To shine a much-deserved and long-overdue spotlight on women researchers and others focused on AI, TechCrunch has been publishing a series of interviews highlighting notable women who have contributed to the AI revolution. As the AI boom continues, we'll be publishing these stories throughout the year, shining a spotlight on important research that often goes unrecognized. Find the other profiles here.
Sarah Myers West is Managing Director of the AI Now Institute, a US research institute that explores the social impacts of AI and policy research addressing the concentration of power in the tech industry. She previously served as Senior Advisor on AI at the US Federal Trade Commission, and is a Visiting Scholar at Northeastern University and a Research Associate at Cornell University's Institute for Civic Technology.

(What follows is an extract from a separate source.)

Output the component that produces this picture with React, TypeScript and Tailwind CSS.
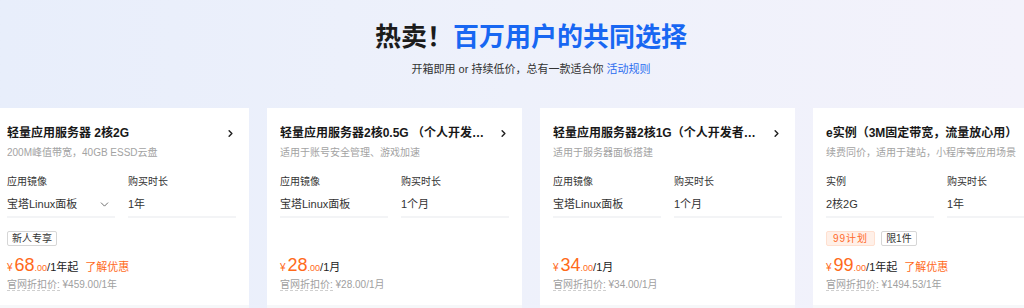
import React from "react";
import { ChevronRight, ChevronDown } from "lucide-react";

type Tag = { text: string; kind: "gray" | "orange" };
type Card = {
  title: string;
  sub: string;
  labels: [string, string];
  values: [string, string];
  dropdown?: boolean;
  tags: Tag[];
  price: string;
  unit: string;
  promo?: boolean;
  orig: string;
};

const cards: Card[] = [
  {
    title: "轻量应用服务器 2核2G",
    sub: "200M峰值带宽，40GB ESSD云盘",
    labels: ["应用镜像", "购买时长"],
    values: ["宝塔Linux面板", "1年"],
    dropdown: true,
    tags: [{ text: "新人专享", kind: "gray" }],
    price: "68",
    unit: "/1年起",
    promo: true,
    orig: "¥459.00/1年",
  },
  {
    title: "轻量应用服务器2核0.5G （个人开发者专享）",
    sub: "适用于账号安全管理、游戏加速",
    labels: ["应用镜像", "购买时长"],
    values: ["宝塔Linux面板", "1个月"],
    tags: [],
    price: "28",
    unit: "/1月",
    orig: "¥28.00/1月",
  },
  {
    title: "轻量应用服务器2核1G（个人开发者专享）",
    sub: "适用于服务器面板搭建",
    labels: ["应用镜像", "购买时长"],
    values: ["宝塔Linux面板", "1个月"],
    tags: [],
    price: "34",
    unit: "/1月",
    orig: "¥34.00/1月",
  },
  {
    title: "e实例（3M固定带宽，流量放心用）",
    sub: "续费同价，适用于建站，小程序等应用场景",
    labels: ["实例", "购买时长"],
    values: ["2核2G", "1年"],
    tags: [
      { text: "99计划", kind: "orange" },
      { text: "限1件", kind: "gray" },
    ],
    price: "99",
    unit: "/1年起",
    promo: true,
    orig: "¥1494.53/1年",
  },
];

function ProductCard({ c }: { c: Card }) {
  return (
    <div className="w-[255px] shrink-0 bg-white flex flex-col">
      <div className="px-[13px] pt-[15px] pb-[13px] flex flex-col">
        <div className="h-[20px] flex items-center gap-[4px]">
          <div className="flex-1 min-w-0 truncate text-[12px] font-bold text-[#181818] leading-[20px]">
            {c.title}
          </div>
          <ChevronRight size={11} strokeWidth={3.2} className="text-[#222] shrink-0" />
        </div>
        <div className="mt-[3px] h-[14px] text-[10px] leading-[14px] text-[#a3a3a3] truncate">
          {c.sub}
        </div>
        <div className="mt-[15px] grid grid-cols-2 gap-x-[13px]">
          {[0, 1].map((i) => (
            <div key={i} className="flex flex-col">
              <div className="h-[14px] text-[10px] leading-[14px] text-[#333]">{c.labels[i]}</div>
              <div className="mt-[4px] h-[25px] border-b-2 border-[#f3f4f6] flex items-center justify-between pb-[1px]">
                <span className="text-[11px] text-[#333] leading-[16px]">{c.values[i]}</span>
                {i === 0 && c.dropdown && (
                  <ChevronDown size={13} strokeWidth={1.4} className="text-[#444] mr-[4px]" />
                )}
              </div>
            </div>
          ))}
        </div>
        <div className="mt-[13px] h-[15px] flex items-center gap-[6px]">
          {c.tags.map((t) =>
            t.kind === "orange" ? (
              <span
                key={t.text}
                className="h-[15px] px-[6px] flex items-center text-[10px] leading-none tracking-[1px] text-[#ff6a2a] bg-[#fff0e8] border border-[#ffe0d0] rounded-[2px]"
              >
                {t.text}
              </span>
            ) : (
              <span
                key={t.text}
                className="h-[15px] px-[4px] flex items-center text-[10px] leading-none text-[#333] bg-white border border-[#d6d6d6] rounded-[2px]"
              >
                {t.text}
              </span>
            )
          )}
        </div>
        <div className="mt-[8px] h-[22px] flex items-baseline whitespace-nowrap">
          <span className="text-[10px] text-[#ff6a1a] mr-[2px]">¥</span>
          <span className="text-[18px] leading-[22px] text-[#ff6a1a]">{c.price}</span>
          <span className="text-[9px] text-[#ff6a1a]">.00</span>
          <span className="text-[11px] text-[#222]">{c.unit}</span>
          {c.promo && <span className="ml-[7px] text-[11px] text-[#ff6a1a]">了解优惠</span>}
        </div>
        <div className="mt-[2px] h-[14px] text-[10px] leading-[14px] text-[#a0a0a0] whitespace-nowrap">
          <span className="border-b border-dashed border-[#cfcfcf]">官网折扣价:</span>
          <span> {c.orig}</span>
        </div>
      </div>
      <div className="h-[40px] bg-[#f6f7f9]" />
    </div>
  );
}

export default function App() {
  return (
    <div className="w-[1024px] h-[308px] overflow-hidden bg-linear-to-r from-[#e8eefb] via-[#eef1fb] to-[#f3f2fb] font-['Liberation_Sans','Noto_Sans_CJK_SC',sans-serif]">
      <div className="w-[1074px] ml-[-6px] flex flex-col">
        <div className="pt-[19px] h-[55px] text-center text-[26px] font-bold leading-[36px] text-[#1c1c1c]">
          热卖！<span className="text-[#1867f2]">百万用户的共同选择</span>
        </div>
        <div className="mt-[6px] h-[16px] text-center text-[11px] leading-[16px] text-[#333]">
          开箱即用 or 持续低价，总有一款适合你 <span className="text-[#2b6df0]">活动规则</span>
        </div>
        <div className="mt-[31px] flex gap-[18px]">
          {cards.map((c, i) => (
            <ProductCard key={i} c={c} />
          ))}
        </div>
      </div>
    </div>
  );
}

Just to briefly ask, how did you get started working in AI? What attracted you to this field?
For the past 15 years, I have been researching the role of tech companies as powerful political actors as they emerge at the forefront of international governance. Early in my career, I had a front-row seat to how U.S. tech companies emerged and transformed political landscapes around the world, including in Southeast Asia, China, and the Middle East, and I wrote a book delving into how industry lobbying and regulation shaped the origins of the internet surveillance business model, even as the technologies that offered alternatives in theory never materialized in practice.
Many times throughout my career, I have asked myself, “Why are we trapped in this dystopian vision of the future?” The answer has little to do with technology itself and a lot to do with public policy and commercialization.
That's been my project ever since, both in my career as a researcher and in my policy work as co-director of AI Now: If AI is part of the infrastructure of our everyday lives, then we need to critically examine the institutions that are producing it, and make sure that as a society there's enough friction (whether through regulation or through institutionalization) so that ultimately the needs of ordinary citizens are met, not the needs of tech companies.
What work in AI are you most proud of?
I'm really proud of my work at the FTC, a U.S. government agency, which has been at the forefront of regulatory enforcement, especially for artificial intelligence. I loved rolling up my sleeves and working on cases. I got to utilize the methodologies I was trained in as a researcher to do investigative work, because the toolkit is fundamentally the same. It was satisfying to see this work have a direct impact on the public, using those tools to hold the powerful directly accountable, whether that was addressing how AI is degrading workers and inflating prices, or fighting the anti-competitive behavior of big tech companies.
We're fortunate to have an incredible team of technologists on our team working out of the White House Office of Science and Technology Policy, and it's been exciting to see how the foundation we've laid there correlates directly to the emergence of generative AI and the importance of cloud infrastructure.
What are the most pressing issues facing AI as it evolves?
First of all, AI technologies are widely used in highly sensitive contexts, such as hospitals, schools, and borders, yet remain poorly tested and validated. It is a technology prone to errors, and we know from independent studies that those errors are not evenly distributed. They disproportionately harm communities that have long borne the brunt of discrimination. We need to set a much higher standard. But what concerns me is how powerful institutions are using AI (whether it works or not) to justify their actions, from the use of weapons against civilians in Gaza to the stripping of labor rights. This is not a technology issue, it’s a discourse issue: how we orient our culture around technology and the idea that certain choices and behaviors become more “objective” or somehow acceptable when AI is involved.
What is the best way to build AI responsibly?
We should always start with the question: why build AI, is the use of artificial intelligence necessary, and is AI technology fit for that purpose? Sometimes the answer is to build something better. In that case, developers should comply with the law, document and validate their systems well, and make them as open and transparent as possible so independent researchers can do the same. But sometimes the answer is not to build anything at all. We don't need any more “responsibly built” weapons or surveillance technologies. In this question, the end use matters, and we need to start there.